── Data to use

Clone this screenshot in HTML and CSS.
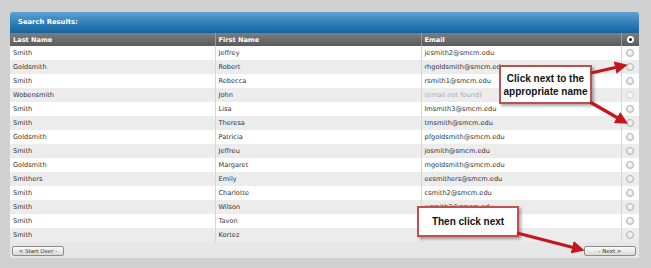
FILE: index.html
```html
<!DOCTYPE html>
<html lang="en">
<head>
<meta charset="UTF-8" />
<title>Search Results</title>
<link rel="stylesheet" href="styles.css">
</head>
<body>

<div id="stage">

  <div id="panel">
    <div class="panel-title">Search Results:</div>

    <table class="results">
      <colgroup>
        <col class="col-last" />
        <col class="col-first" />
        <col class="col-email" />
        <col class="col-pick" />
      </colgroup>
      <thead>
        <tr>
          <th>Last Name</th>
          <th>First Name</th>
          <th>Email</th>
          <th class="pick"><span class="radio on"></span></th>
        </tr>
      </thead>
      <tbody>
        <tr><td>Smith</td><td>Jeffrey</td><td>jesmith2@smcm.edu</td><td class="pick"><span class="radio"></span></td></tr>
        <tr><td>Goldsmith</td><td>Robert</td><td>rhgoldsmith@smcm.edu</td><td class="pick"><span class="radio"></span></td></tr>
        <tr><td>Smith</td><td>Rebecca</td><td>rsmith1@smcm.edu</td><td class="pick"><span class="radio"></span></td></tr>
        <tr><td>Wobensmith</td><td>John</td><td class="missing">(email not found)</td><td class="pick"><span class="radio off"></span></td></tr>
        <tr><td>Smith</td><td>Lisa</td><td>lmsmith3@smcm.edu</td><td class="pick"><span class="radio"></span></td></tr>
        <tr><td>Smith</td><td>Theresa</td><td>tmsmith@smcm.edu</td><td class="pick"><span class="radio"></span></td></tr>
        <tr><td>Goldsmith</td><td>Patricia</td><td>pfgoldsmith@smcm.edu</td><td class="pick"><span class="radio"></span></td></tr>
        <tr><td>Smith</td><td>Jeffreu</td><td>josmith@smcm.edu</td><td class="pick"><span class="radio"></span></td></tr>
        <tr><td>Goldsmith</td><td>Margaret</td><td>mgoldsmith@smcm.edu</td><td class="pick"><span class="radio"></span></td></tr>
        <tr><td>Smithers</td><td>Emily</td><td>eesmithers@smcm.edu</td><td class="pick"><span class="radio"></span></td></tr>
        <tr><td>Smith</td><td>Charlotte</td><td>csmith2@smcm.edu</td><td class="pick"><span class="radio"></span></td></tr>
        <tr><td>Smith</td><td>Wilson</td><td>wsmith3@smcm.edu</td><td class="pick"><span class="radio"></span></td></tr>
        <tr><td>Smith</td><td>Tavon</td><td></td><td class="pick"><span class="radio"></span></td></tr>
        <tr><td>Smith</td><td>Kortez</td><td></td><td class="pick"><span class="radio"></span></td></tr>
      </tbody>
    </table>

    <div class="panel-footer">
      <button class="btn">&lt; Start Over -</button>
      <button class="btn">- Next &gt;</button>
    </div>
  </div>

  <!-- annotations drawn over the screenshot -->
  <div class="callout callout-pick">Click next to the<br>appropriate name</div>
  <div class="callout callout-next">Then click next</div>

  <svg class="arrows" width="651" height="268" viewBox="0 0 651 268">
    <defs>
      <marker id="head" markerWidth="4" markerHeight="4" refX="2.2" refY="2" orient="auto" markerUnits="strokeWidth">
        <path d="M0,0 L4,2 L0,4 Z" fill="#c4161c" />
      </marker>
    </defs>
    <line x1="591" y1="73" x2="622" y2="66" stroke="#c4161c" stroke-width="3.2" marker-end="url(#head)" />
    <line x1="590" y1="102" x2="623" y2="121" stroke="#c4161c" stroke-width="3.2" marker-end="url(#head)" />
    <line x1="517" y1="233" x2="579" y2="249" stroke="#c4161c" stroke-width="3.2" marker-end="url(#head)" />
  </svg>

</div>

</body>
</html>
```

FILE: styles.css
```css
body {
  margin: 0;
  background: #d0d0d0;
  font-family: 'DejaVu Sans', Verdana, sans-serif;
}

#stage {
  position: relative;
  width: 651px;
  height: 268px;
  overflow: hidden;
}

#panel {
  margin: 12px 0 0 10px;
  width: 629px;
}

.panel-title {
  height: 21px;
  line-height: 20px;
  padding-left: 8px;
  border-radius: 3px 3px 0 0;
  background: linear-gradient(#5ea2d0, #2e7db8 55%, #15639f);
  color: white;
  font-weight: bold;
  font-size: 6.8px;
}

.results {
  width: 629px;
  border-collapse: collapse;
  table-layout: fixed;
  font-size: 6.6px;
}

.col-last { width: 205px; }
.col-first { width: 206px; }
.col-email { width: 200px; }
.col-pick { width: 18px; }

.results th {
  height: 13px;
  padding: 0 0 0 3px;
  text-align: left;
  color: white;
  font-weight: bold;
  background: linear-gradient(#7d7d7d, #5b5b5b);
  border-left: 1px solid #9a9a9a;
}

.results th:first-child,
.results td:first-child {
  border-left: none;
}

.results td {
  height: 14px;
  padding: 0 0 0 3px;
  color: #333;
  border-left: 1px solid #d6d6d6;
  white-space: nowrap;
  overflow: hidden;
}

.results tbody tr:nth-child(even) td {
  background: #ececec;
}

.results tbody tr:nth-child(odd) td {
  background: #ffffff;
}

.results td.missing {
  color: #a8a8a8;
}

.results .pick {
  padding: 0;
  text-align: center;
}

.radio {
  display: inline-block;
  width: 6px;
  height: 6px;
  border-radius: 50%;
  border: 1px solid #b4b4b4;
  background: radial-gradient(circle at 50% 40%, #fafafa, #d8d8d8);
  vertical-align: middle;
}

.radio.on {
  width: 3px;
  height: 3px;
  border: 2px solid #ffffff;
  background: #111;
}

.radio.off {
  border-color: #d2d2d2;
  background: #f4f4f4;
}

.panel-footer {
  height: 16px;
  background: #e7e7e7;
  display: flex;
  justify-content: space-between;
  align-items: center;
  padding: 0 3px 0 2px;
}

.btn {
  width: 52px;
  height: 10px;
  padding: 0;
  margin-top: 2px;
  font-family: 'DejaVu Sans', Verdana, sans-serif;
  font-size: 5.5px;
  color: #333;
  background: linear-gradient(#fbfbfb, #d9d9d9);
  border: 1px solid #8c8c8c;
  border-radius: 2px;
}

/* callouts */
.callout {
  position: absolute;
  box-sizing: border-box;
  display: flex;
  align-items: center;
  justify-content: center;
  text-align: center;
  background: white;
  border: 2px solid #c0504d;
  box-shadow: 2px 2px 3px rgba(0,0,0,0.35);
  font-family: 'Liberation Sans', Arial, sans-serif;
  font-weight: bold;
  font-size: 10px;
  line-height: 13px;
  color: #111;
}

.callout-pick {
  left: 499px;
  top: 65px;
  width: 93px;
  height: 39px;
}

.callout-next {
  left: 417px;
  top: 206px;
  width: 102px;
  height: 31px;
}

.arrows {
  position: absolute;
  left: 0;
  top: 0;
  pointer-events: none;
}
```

────
── Data to use

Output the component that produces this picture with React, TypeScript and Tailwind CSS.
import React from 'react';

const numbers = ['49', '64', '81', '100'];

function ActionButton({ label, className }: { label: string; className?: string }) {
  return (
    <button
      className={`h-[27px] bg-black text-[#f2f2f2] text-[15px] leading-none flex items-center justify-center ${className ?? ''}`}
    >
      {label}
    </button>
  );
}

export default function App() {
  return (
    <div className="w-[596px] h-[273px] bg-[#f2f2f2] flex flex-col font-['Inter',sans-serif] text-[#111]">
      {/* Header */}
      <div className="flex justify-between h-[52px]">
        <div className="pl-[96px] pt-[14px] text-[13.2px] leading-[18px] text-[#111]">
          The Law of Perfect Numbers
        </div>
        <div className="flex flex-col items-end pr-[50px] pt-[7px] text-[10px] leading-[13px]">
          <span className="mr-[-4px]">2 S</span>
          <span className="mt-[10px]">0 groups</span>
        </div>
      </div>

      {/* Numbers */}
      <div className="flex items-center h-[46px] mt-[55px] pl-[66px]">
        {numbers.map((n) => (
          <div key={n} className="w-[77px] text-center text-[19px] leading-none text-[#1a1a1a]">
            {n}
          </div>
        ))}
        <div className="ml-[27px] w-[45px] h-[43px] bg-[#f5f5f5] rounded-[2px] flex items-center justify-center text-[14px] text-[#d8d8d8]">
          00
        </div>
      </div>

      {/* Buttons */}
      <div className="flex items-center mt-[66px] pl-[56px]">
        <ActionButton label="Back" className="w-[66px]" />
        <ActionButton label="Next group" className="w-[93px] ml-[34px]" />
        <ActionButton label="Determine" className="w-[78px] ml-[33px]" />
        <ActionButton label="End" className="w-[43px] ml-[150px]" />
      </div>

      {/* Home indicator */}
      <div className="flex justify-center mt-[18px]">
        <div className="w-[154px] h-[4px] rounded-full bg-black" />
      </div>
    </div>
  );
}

────

Pick out lines containing the word "this", each one as written.

Clone this screenshot in HTML and CSS.
Output the component that produces this picture with React, TypeScript and Tailwind CSS.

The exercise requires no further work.